The harder question is whether Lemire's expertise transfers beyond equipment rental. If O2's thesis is that operational discipline matters across all asset-intensive businesses, then Lemire should add value to distribution, logistics, and services businesses too. If his impact clusters narrowly around Neff and similar companies, that's still valuable — but it's a narrower mandate than the announcement suggests.

One thing is certain: O2 is betting that operations matter more than deal flow in the next funding cycle. If that bet pays off, expect more mid-market firms to follow suit — hiring operators earlier, paying them more, and giving them broader mandates.

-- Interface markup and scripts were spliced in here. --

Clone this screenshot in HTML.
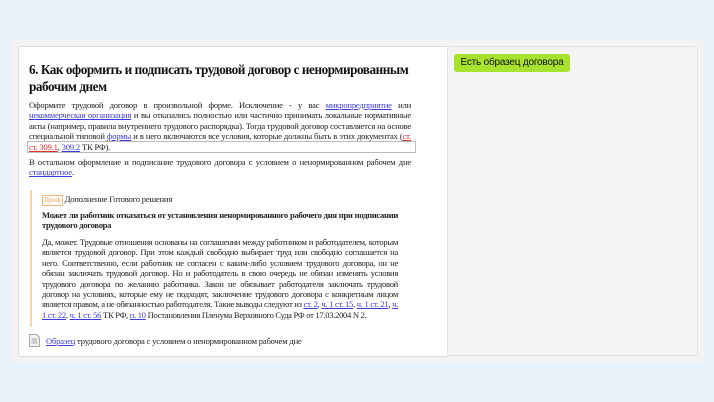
<!DOCTYPE html>
<html><head><meta charset="utf-8"><style>
body{margin:0;width:714px;height:402px;background:#e9f2fb;position:relative;overflow:hidden;font-family:"Liberation Serif",serif;color:#222}
.outer{position:absolute;left:10px;top:39px;width:694px;height:323px;background:#f3f3f3}
.doc{position:absolute;left:18px;top:46px;width:429px;height:309px;background:#fff;border:1px solid #ddd;border-radius:3px}
.right{position:absolute;left:447px;top:46px;width:249px;height:308px;background:#f4f4f4;border:1px solid #e2e2e2;border-radius:3px}
.badge{position:absolute;left:454px;top:54px;width:116px;height:18px;background:#a7e22e;border-radius:3px;font:10px "Liberation Sans",sans-serif;line-height:18px;text-align:center;color:#111;white-space:nowrap;letter-spacing:-0.2px}
.p{position:absolute;font-family:"Liberation Serif",serif;font-size:8.6px;letter-spacing:-0.2px;line-height:10.4px;text-align:justify}
.qt{letter-spacing:-0.3px}
h1{position:absolute;left:29px;top:62px;width:385px;margin:0;font-family:"Liberation Serif","DejaVu Serif",serif;font-size:13.2px;letter-spacing:-0.45px;line-height:16.5px;font-weight:bold;color:#111}
a{color:#3c3cd8;text-decoration:underline}
a.r{color:#e03030}
.hl{position:absolute;left:27px;top:141px;width:387px;height:10px;border:1px solid #bbb}
.q{position:absolute;left:30px;top:190px;width:2px;height:137px;background:#fbd3a8}
.prof{display:inline-block;border:1px solid #f7b77a;color:#f7a35a;font-size:7px;padding:0 1px;line-height:9px;margin-right:2px;letter-spacing:0}
</style></head><body>
<div class="outer"></div>
<div class="doc"></div>
<div class="right"></div>
<div class="badge">Есть образец договора</div>
<h1>6. Как оформить и подписать трудовой договор с ненормированным рабочим днем</h1>
<div class="hl"></div>
<div class="p" style="left:29px;top:100px;width:382px">Оформите трудовой договор в произвольной форме. Исключение - у вас <a>микропредприятие</a> или <a>некоммерческая организация</a> и вы отказались полностью или частично принимать локальные нормативные акты (например, правила внутреннего трудового распорядка). Тогда трудовой договор составляется на основе специальной типовой <a>формы</a> и в него включаются все условия, которые должны быть в этих документах (<a class="r">ст. ст. 309.1</a>, <a>309.2</a> ТК РФ).</div>
<div class="p" style="left:29px;top:157px;width:382px">В остальном оформление и подписание трудового договора с условием о ненормированном рабочем дне <a>стандартное</a>.</div>
<div class="q"></div>
<div class="p" style="left:42px;top:194px;width:360px"><span class="prof">Проф</span>Дополнение Готового решения</div>
<div class="p qt" style="left:42px;top:210px;width:356px;font-weight:bold">Может ли работник отказаться от установления ненормированного рабочего дня при подписании трудового договора</div>
<div class="p qt" style="left:42px;top:237px;width:356px">Да, может. Трудовые отношения основаны на соглашении между работником и работодателем, которым является трудовой договор. При этом каждый свободно выбирает труд или свободно соглашается на него. Соответственно, если работник не согласен с каким-либо условием трудового договора, он не обязан заключать трудовой договор. Но и работодатель в свою очередь не обязан изменять условия трудового договора по желанию работника. Закон не обязывает работодателя заключать трудовой договор на условиях, которые ему не подходят, заключение трудового договора с конкретным лицом является правом, а не обязанностью работодателя. Такие выводы следуют из <a>ст. 2</a>, <a>ч. 1 ст. 15</a>, <a>ч. 1 ст. 21</a>, <a>ч. 1 ст. 22</a>, <a>ч. 1 ст. 56</a> ТК РФ, <a>п. 10</a> Постановления Пленума Верховного Суда РФ от 17.03.2004 N 2.</div>
<svg style="position:absolute;left:29px;top:334px" width="11" height="13" viewBox="0 0 11 13"><path d="M.5 .5h7l3 3v9h-10z" fill="#f2f2f2" stroke="#aaa"/><path d="M2.5 5h6M2.5 7h6M2.5 9h6" stroke="#aaa"/></svg>
<div class="p" style="left:46px;top:336px;width:300px"><a>Образец</a> трудового договора с условием о ненормированном рабочем дне</div>
</body></html>
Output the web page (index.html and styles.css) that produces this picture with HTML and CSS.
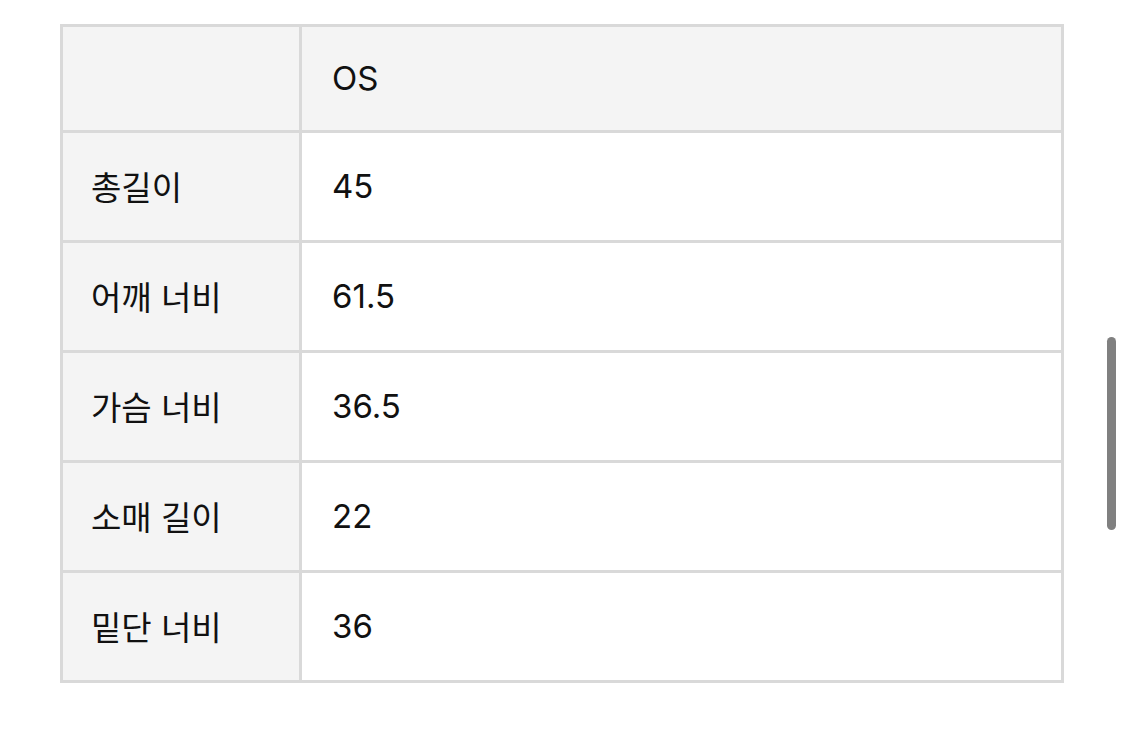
FILE: index.html
```html
<!DOCTYPE html>
<html lang="ko">
<head>
<meta charset="utf-8">
<link rel="stylesheet" href="styles.css">
</head>
<body>
<div class="page">
  <table class="size-table">
    <colgroup><col class="c1"><col class="c2"></colgroup>
    <tr class="head"><th class="label"></th><th class="val">OS</th></tr>
    <tr><th class="label">총길이</th><td class="val">45</td></tr>
    <tr><th class="label">어깨 너비</th><td class="val">61.5</td></tr>
    <tr><th class="label">가슴 너비</th><td class="val">36.5</td></tr>
    <tr><th class="label">소매 길이</th><td class="val">22</td></tr>
    <tr><th class="label">밑단 너비</th><td class="val">36</td></tr>
  </table>
</div>
<div class="scrollbar"></div>
</body>
</html>
```

FILE: styles.css
```css
html, body {
  margin: 0;
  padding: 0;
  background: #ffffff;
}
body {
  width: 1125px;
  height: 756px;
  overflow: hidden;
  position: relative;
  font-family: "Inter", "Noto Sans CJK KR", sans-serif;
  color: #111111;
}
.page {
  padding: 24px 0 0 60px;
}
.size-table {
  border-collapse: separate;
  border-spacing: 0;
  table-layout: fixed;
  width: 1004px;
  border-top: 3px solid #d9d9d9;
  border-left: 3px solid #d9d9d9;
}
.c1 { width: 239px; }
.c2 { width: 762px; }
.size-table th,
.size-table td {
  border-right: 3px solid #d9d9d9;
  border-bottom: 3px solid #d9d9d9;
  padding: 0 0 0 28px;
  text-align: left;
  vertical-align: middle;
  height: 107px;
  box-sizing: border-box;
  font-size: 33px;
  line-height: 1;
  font-weight: 400;
}
.size-table .head th {
  height: 106px;
  background: #f4f4f4;
}
.size-table th.label {
  background: #f4f4f4;
  font-family: "Noto Sans CJK KR", sans-serif;
  font-weight: 400;
  font-size: 33px;
  padding-left: 28px;
}
.size-table .val {
  padding-left: 30px;
  background: #ffffff;
}
.size-table .head .val {
  background: #f4f4f4;
}
.size-table tr:not(.head) th,
.size-table tr:not(.head) td {
  height: 110px;
}
.scrollbar {
  position: absolute;
  left: 1107px;
  top: 337px;
  width: 9px;
  height: 193px;
  border-radius: 5px;
  background: #808080;
}
```
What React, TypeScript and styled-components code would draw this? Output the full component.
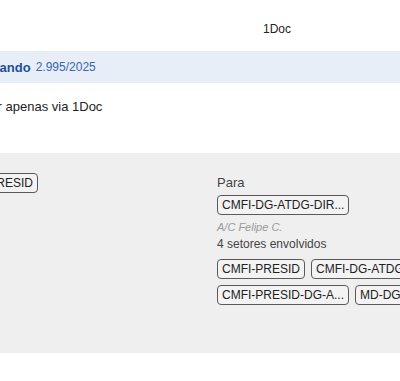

And if it doesn't? Well, there's always another deal to chase. But without the operators to make those deals work, the returns won't follow.

What Comes Next for O2's Portfolio Companies

For Neff, Parts Authority, Warren CAT, and the rest of O2's portfolio, Lemire's arrival likely means faster implementation of operational improvements that have been discussed but not fully executed. Expect procurement consolidation initiatives, pricing model standardization, and fleet utilization dashboards to accelerate over the next 6-12 months.

It also means more rigorous M&A integration. Any add-on acquisitions O2 closes in 2026 will likely go through Lemire's integration framework — standardized IT systems, unified vendor contracts, aligned comp structures — within the first year. That's faster than most mid-market firms achieve, and it compounds the value of each incremental acquisition.

For O2's limited partners — the pension funds, endowments, and family offices that invest in the firm's funds — this hire is a signal that operational discipline remains central to the firm's strategy. In a fundraising environment where differentiation is hard, that story matters.

The real test? Whether O2's next fund raises on the strength of operational track record rather than just IRR history. If Lemire and the firm's other operating partners deliver measurable improvements across the portfolio, that becomes the pitch. And in 2026, that might be the pitch that wins.